[To be done] Transcribe each entry below exactly. Pictures do not go in the copy.

Web page code records:
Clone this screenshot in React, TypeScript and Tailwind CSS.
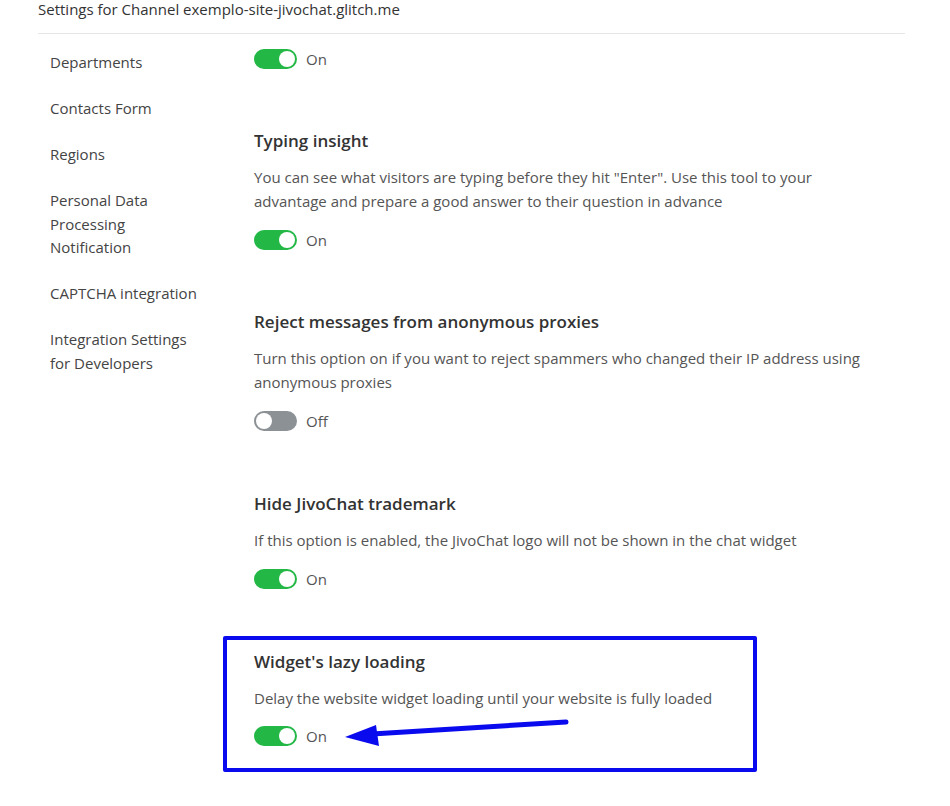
import React from "react";

type ToggleProps = { on: boolean };

const Toggle: React.FC<ToggleProps> = ({ on }) => (
    <div className="flex items-center h-[20px]">
        <div
            className={
                on
                    ? "relative w-[43px] h-[20px] rounded-full bg-[#23b845]"
                    : "relative w-[43px] h-[20px] rounded-full bg-[#8c9196]"
            }
        >
            <div
                className={
                    on
                        ? "absolute top-[2px] right-[2px] w-[16px] h-[16px] rounded-full bg-white"
                        : "absolute top-[2px] left-[2px] w-[16px] h-[16px] rounded-full bg-white"
                }
            />
        </div>
        <span className="ml-[9px] text-[15px] leading-[20px] text-[#555]">{on ? "On" : "Off"}</span>
    </div>
);

const sideItems = [
    ["Departments"],
    ["Contacts Form"],
    ["Regions"],
    ["Personal Data", "Processing", "Notification"],
    ["CAPTCHA integration"],
    ["Integration Settings", "for Developers"],
];

const Section: React.FC<{ title: string; text: string[]; on: boolean }> = ({ title, text, on }) => (
    <div className="flex flex-col">
        <h3 className="text-[17px] leading-[24px] font-semibold text-[#333]">{title}</h3>
        <div className="mt-[12px] text-[15px] leading-[24px] text-[#555]">
            {text.map((t) => (
                <div key={t}>{t}</div>
            ))}
        </div>
        <div className="mt-[16.5px]">
            <Toggle on={on} />
        </div>
    </div>
);

export default function App() {
    return (
        <div
            className="relative w-[950px] h-[806px] bg-white overflow-hidden"
            style={{ fontFamily: '"Open Sans", "Noto Sans", sans-serif' }}
        >
            <div className="mx-[38px] w-[867px] h-[34px] border-b border-[#e6e6e6]">
                <div className="text-[15px] leading-[19px] text-[#333]">
                    Settings for Channel exemplo-site-jivochat.glitch.me
                </div>
            </div>

            <div className="flex ml-[38px]">
                <nav className="w-[216px] pl-[12px] pt-[17px] flex flex-col gap-[22.5px] text-[15px] leading-[23.5px] text-[#444]">
                    {sideItems.map((lines) => (
                        <div key={lines[0]}>
                            {lines.map((l) => (
                                <div key={l}>{l}</div>
                            ))}
                        </div>
                    ))}
                </nav>

                <main className="flex flex-col pt-[15px]">
                    <Toggle on />
                    <div className="mt-[60px]">
                        <Section
                            title="Typing insight"
                            text={[
                                'You can see what visitors are typing before they hit "Enter". Use this tool to your',
                                "advantage and prepare a good answer to their question in advance",
                            ]}
                            on
                        />
                    </div>
                    <div className="mt-[60.5px]">
                        <Section
                            title="Reject messages from anonymous proxies"
                            text={[
                                "Turn this option on if you want to reject spammers who changed their IP address using",
                                "anonymous proxies",
                            ]}
                            on={false}
                        />
                    </div>
                    <div className="mt-[61.5px]">
                        <Section
                            title="Hide JivoChat trademark"
                            text={["If this option is enabled, the JivoChat logo will not be shown in the chat widget"]}
                            on
                        />
                    </div>
                    <div className="mt-[47px] ml-[-31px] w-[534px] border-[4px] border-[#0a0aef] rounded-[2px] pl-[27px] pt-[10px] pb-[22px]">
                        <Section
                            title="Widget's lazy loading"
                            text={["Delay the website widget loading until your website is fully loaded"]}
                            on
                        />
                    </div>
                </main>
            </div>

            {/* annotation arrow */}
            <svg className="absolute left-0 top-0" width="950" height="806" viewBox="0 0 950 806">
                <line x1="566" y1="722" x2="372" y2="734" stroke="#0a0aef" strokeWidth="5" strokeLinecap="round" />
                <polygon points="345,737 376,725 379,746" fill="#0a0aef" />
            </svg>
        </div>
    );
}
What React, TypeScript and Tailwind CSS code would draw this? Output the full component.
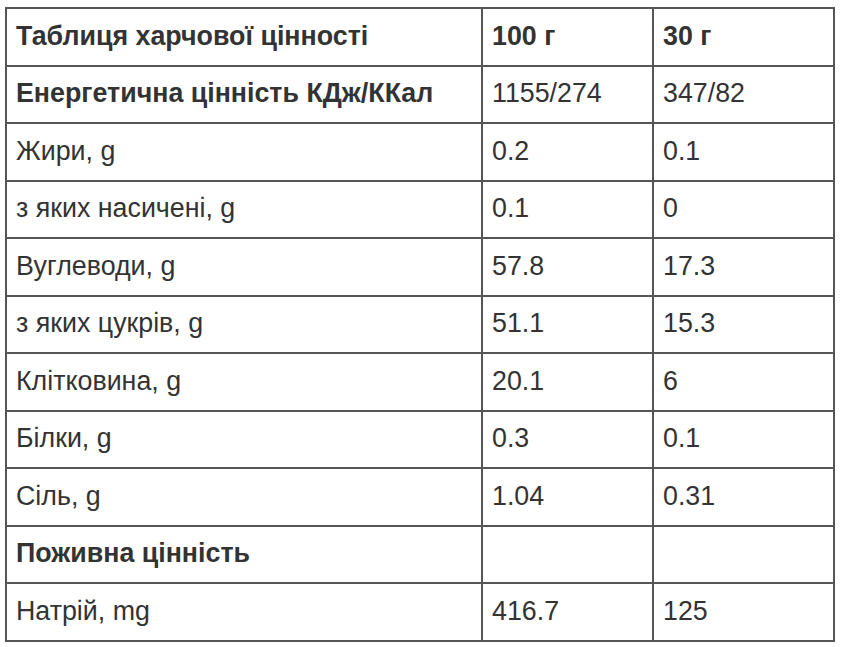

[Correct output]
Clone this screenshot in React, TypeScript and Tailwind CSS.
import React from "react";

type ToggleProps = { on: boolean };

const Toggle: React.FC<ToggleProps> = ({ on }) => (
    <div className="flex items-center h-[20px]">
        <div
            className={
                on
                    ? "relative w-[43px] h-[20px] rounded-full bg-[#23b845]"
                    : "relative w-[43px] h-[20px] rounded-full bg-[#8c9196]"
            }
        >
            <div
                className={
                    on
                        ? "absolute top-[2px] right-[2px] w-[16px] h-[16px] rounded-full bg-white"
                        : "absolute top-[2px] left-[2px] w-[16px] h-[16px] rounded-full bg-white"
                }
            />
        </div>
        <span className="ml-[9px] text-[15px] leading-[20px] text-[#555]">{on ? "On" : "Off"}</span>
    </div>
);

const sideItems = [
    ["Departments"],
    ["Contacts Form"],
    ["Regions"],
    ["Personal Data", "Processing", "Notification"],
    ["CAPTCHA integration"],
    ["Integration Settings", "for Developers"],
];

const Section: React.FC<{ title: string; text: string[]; on: boolean }> = ({ title, text, on }) => (
    <div className="flex flex-col">
        <h3 className="text-[17px] leading-[24px] font-semibold text-[#333]">{title}</h3>
        <div className="mt-[12px] text-[15px] leading-[24px] text-[#555]">
            {text.map((t) => (
                <div key={t}>{t}</div>
            ))}
        </div>
        <div className="mt-[16.5px]">
            <Toggle on={on} />
        </div>
    </div>
);

export default function App() {
    return (
        <div
            className="relative w-[950px] h-[806px] bg-white overflow-hidden"
            style={{ fontFamily: '"Open Sans", "Noto Sans", sans-serif' }}
        >
            <div className="mx-[38px] w-[867px] h-[34px] border-b border-[#e6e6e6]">
                <div className="text-[15px] leading-[19px] text-[#333]">
                    Settings for Channel exemplo-site-jivochat.glitch.me
                </div>
            </div>

            <div className="flex ml-[38px]">
                <nav className="w-[216px] pl-[12px] pt-[17px] flex flex-col gap-[22.5px] text-[15px] leading-[23.5px] text-[#444]">
                    {sideItems.map((lines) => (
                        <div key={lines[0]}>
                            {lines.map((l) => (
                                <div key={l}>{l}</div>
                            ))}
                        </div>
                    ))}
                </nav>

                <main className="flex flex-col pt-[15px]">
                    <Toggle on />
                    <div className="mt-[60px]">
                        <Section
                            title="Typing insight"
                            text={[
                                'You can see what visitors are typing before they hit "Enter". Use this tool to your',
                                "advantage and prepare a good answer to their question in advance",
                            ]}
                            on
                        />
                    </div>
                    <div className="mt-[60.5px]">
                        <Section
                            title="Reject messages from anonymous proxies"
                            text={[
                                "Turn this option on if you want to reject spammers who changed their IP address using",
                                "anonymous proxies",
                            ]}
                            on={false}
                        />
                    </div>
                    <div className="mt-[61.5px]">
                        <Section
                            title="Hide JivoChat trademark"
                            text={["If this option is enabled, the JivoChat logo will not be shown in the chat widget"]}
                            on
                        />
                    </div>
                    <div className="mt-[47px] ml-[-31px] w-[534px] border-[4px] border-[#0a0aef] rounded-[2px] pl-[27px] pt-[10px] pb-[22px]">
                        <Section
                            title="Widget's lazy loading"
                            text={["Delay the website widget loading until your website is fully loaded"]}
                            on
                        />
                    </div>
                </main>
            </div>

            {/* annotation arrow */}
            <svg className="absolute left-0 top-0" width="950" height="806" viewBox="0 0 950 806">
                <line x1="566" y1="722" x2="372" y2="734" stroke="#0a0aef" strokeWidth="5" strokeLinecap="round" />
                <polygon points="345,737 376,725 379,746" fill="#0a0aef" />
            </svg>
        </div>
    );
}
What React, TypeScript and Tailwind CSS code would draw this? Output the full component.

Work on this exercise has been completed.